Italia. Fine anni 60’. Siamo nel pieno degli anni delle contestazioni e delle proteste.
Gli anni di quella rabbia scesa in strada e che spesso tentò di sovvertire lo Stato e l’ordine stesso delle cose.
Ed è attorno ad uno dei fatti più tristi e sanguinosi di quegli anni che si sviluppa il film di Marco Tullio Giordana, che non è nuovo nel mescolare insieme cinema, storia e politica.
Il fatto qui raccontato è la strage di Piazza Fontana, avvenuta nel 12 dicembre 1969 nel centro di Milano.
Tanti furono i protagonisti da subito legati a quell’ orrendo episodio.
Uno su tutti fu l’anarchico Pinelli, interpretato nel film da Pierfrancesco Favino.
L’altro fu il commissario di polizia Luigi Calabresi, che ha il volto di Valerio Mastrandrea.
Il film di Giordana fa luce su uno dei fatti più sconvolgenti di un periodo buio della storia italiana.
La pellicola poi mette in risalto la spinosa questione della morte di Pinelli.
Morte sulla quale per anni non si è mai fatta la giusta chiarezza.
La storia grazie alle prove degli attori\attrici coinvolti ci porta dentro gli stati d’animo ed i pensieri di quell’ Italia.
Un’ Italia immersa in un fermento sempre più crescente e in un periodo di boom economico ma anche di forte caos politico, dominato da lotte tra lo Stato e chi era contro di esso, ma anche da faide interne ai due stessi schieramenti.
Giordana è molto bravo nel far risaltare i labili equilibri di allora e la sottile linea che c’era tra innocenti e colpevoli, tra Bene e Male.
Come testimonia la figura di Pinelli.
Da attentatore diventa vittima e dello Stato e del movimento stesso di cui faceva parte. Lo stesso commissario Calabresi pagherà a caro prezzo la sua ostinazione nel far luce sul caso Pinelli.
Entrambe le figure sono legate dal loro ideale di “lottare” per quello in cui credevano.
Avevano entrambi un loro codice etico che spesso veniva messo in cattiva luce dagli stessi compagni di pensiero o dal sistema stesso.
Le recitazioni di Favino e Mastrandrea sono come al solito eccellenti.
Tuttavia anche i personaggi che si muovono attorno ad essi si rendono protagonisti di prove da ricordare.
Tra questi Fabrizio Gifuni che interpreta l’allora Ministro degli Esteri Aldo Moro e Luigi Lo Cascio nei panni del Giudice Ugo Paolillo.

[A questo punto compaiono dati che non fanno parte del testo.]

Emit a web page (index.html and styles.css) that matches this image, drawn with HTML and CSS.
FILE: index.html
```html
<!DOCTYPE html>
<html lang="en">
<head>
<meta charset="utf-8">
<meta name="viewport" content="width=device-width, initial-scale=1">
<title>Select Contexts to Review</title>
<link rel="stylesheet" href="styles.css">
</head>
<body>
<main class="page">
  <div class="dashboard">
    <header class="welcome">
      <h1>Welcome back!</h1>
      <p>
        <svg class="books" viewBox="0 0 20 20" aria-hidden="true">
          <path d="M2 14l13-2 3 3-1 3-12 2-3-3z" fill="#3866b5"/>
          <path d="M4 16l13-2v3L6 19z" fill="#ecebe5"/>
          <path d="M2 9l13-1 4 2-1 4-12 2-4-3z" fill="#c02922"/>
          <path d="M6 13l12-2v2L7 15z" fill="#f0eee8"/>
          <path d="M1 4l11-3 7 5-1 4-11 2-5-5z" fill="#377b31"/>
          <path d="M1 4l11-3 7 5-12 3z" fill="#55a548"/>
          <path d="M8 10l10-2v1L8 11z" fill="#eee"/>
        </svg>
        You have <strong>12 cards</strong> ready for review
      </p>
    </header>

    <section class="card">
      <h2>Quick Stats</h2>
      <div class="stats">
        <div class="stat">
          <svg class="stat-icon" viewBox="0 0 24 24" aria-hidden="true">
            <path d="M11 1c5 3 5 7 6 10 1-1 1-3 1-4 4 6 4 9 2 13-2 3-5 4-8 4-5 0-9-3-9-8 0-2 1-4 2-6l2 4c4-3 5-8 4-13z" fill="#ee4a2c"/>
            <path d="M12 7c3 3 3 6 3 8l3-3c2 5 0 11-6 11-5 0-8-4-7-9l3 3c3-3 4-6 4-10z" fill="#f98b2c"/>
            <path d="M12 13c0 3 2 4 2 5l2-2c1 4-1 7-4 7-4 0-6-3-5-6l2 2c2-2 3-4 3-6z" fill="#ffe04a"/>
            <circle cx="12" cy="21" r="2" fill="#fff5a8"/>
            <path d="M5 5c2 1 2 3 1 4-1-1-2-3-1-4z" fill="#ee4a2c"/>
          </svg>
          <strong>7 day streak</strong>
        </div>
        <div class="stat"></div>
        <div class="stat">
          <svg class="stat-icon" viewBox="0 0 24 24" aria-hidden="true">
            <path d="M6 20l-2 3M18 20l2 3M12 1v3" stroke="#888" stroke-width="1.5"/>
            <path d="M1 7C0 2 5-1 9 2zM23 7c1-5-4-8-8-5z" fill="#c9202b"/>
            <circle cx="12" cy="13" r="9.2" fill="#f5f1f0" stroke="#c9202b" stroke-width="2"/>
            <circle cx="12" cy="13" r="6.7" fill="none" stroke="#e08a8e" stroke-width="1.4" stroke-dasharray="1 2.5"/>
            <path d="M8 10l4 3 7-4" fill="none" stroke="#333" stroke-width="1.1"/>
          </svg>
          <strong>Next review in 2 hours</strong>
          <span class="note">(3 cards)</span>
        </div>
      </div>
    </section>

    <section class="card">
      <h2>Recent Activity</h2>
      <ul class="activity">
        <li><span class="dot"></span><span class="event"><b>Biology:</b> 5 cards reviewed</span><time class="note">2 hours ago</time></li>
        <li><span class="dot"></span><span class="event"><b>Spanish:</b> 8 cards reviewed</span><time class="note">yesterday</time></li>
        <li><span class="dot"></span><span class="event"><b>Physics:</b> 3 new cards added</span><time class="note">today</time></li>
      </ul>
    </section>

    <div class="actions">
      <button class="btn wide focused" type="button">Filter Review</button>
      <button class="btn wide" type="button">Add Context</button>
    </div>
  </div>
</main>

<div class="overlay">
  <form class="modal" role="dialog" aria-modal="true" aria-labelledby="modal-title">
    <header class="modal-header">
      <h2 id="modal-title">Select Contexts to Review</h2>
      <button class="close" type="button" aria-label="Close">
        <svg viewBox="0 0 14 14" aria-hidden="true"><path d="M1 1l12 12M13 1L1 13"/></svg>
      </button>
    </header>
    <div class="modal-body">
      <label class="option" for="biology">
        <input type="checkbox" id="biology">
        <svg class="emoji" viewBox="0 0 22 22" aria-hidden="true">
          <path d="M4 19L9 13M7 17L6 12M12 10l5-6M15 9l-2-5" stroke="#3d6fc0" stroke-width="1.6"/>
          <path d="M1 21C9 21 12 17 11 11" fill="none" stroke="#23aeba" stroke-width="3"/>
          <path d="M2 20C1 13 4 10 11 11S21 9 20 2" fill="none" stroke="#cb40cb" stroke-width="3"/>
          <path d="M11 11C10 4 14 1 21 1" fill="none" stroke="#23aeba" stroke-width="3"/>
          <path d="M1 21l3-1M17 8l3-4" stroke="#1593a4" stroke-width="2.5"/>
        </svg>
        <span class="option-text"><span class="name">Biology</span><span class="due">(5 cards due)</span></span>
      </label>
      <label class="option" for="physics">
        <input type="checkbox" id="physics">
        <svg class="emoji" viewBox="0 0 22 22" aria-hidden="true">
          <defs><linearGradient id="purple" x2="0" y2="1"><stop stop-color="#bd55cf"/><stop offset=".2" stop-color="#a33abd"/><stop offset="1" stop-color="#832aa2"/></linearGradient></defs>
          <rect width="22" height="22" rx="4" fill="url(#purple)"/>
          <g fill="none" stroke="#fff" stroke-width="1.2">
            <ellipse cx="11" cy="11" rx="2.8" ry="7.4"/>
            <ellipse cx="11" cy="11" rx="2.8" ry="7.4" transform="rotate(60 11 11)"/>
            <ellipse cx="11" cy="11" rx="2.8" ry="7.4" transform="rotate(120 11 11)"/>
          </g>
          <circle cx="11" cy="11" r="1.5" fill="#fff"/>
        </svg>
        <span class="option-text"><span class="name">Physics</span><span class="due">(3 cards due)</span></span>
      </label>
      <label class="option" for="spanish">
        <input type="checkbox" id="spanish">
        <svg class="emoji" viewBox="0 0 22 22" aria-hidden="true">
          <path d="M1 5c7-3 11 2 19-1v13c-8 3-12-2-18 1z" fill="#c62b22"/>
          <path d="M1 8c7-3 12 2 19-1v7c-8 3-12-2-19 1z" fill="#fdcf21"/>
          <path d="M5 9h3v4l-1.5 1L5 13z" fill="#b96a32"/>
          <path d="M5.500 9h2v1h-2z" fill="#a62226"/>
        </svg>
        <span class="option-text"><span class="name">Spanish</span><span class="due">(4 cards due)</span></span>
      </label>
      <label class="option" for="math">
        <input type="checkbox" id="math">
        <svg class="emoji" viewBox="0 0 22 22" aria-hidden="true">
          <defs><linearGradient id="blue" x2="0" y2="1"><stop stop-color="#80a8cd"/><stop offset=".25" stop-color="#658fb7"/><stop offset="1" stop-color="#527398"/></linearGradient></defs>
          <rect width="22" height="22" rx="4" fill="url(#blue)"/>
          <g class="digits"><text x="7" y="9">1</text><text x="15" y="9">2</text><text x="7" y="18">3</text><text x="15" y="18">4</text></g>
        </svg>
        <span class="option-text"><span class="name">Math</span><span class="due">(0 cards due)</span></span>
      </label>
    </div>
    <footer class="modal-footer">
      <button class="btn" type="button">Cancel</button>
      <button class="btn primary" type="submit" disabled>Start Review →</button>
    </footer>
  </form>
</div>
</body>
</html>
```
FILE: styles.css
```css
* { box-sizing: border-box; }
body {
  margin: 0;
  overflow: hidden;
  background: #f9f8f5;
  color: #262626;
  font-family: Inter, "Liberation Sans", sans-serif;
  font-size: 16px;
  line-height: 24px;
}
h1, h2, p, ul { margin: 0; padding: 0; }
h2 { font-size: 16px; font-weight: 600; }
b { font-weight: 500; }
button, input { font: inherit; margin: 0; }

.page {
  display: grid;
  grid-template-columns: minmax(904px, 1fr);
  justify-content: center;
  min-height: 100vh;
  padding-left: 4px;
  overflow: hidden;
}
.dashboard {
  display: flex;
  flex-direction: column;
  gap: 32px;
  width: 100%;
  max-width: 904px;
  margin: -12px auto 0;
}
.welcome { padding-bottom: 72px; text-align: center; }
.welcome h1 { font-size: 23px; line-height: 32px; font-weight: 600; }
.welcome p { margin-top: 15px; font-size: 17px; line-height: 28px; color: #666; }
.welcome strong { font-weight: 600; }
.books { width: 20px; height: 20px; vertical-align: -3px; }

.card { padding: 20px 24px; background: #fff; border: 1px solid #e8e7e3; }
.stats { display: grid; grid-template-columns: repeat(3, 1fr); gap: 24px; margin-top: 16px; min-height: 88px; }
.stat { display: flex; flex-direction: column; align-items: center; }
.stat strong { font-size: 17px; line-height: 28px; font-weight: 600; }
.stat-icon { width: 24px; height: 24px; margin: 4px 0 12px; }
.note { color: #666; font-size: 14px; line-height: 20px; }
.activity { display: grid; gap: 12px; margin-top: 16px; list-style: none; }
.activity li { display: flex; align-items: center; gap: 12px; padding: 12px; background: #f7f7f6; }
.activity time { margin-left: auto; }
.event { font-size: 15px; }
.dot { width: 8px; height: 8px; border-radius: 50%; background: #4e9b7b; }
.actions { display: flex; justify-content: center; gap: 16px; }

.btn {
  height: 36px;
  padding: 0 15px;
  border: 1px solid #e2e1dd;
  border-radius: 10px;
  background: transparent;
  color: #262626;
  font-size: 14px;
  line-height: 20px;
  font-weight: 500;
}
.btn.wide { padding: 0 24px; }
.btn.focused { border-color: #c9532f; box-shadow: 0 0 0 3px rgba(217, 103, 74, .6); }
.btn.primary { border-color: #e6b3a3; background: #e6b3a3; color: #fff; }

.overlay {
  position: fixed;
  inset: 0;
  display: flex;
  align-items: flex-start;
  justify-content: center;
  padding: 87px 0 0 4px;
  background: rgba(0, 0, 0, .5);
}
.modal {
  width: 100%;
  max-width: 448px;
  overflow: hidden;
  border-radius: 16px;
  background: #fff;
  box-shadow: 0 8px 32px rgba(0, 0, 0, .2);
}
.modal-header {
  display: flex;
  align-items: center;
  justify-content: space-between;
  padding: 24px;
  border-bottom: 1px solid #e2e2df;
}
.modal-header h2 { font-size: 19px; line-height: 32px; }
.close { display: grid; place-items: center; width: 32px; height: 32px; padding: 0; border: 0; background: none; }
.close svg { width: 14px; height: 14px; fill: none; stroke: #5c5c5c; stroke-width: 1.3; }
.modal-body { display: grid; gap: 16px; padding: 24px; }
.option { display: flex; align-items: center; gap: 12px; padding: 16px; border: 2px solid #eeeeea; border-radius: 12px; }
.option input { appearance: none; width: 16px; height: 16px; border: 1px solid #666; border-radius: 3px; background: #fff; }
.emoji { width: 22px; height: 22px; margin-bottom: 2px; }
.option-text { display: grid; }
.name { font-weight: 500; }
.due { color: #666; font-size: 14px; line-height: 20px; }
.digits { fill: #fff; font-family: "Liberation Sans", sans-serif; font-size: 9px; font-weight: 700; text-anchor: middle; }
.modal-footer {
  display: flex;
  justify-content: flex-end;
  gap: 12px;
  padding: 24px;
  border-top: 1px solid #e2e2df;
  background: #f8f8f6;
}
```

La fotografia cupa e plumbea ben si inserisce nel contesto filmico per farci meglio immedesimare nello stato di tensione e caos di quei tristi anni.
Anni in cui una generazione in lotta si è quasi annientata in una lotta senza vincitori nè vinti.
I generi thriller/film storico sono qui ben amalgamati per dar vita ad un prodotto che merita la visione.
Sia per chi quegli anni li ha vissuti, sia per chi li ha solo studiati.
La pellicola ha vinto tre riconoscimenti sia ai David Di Donatello ed che ai Nastri d’Argento 2012.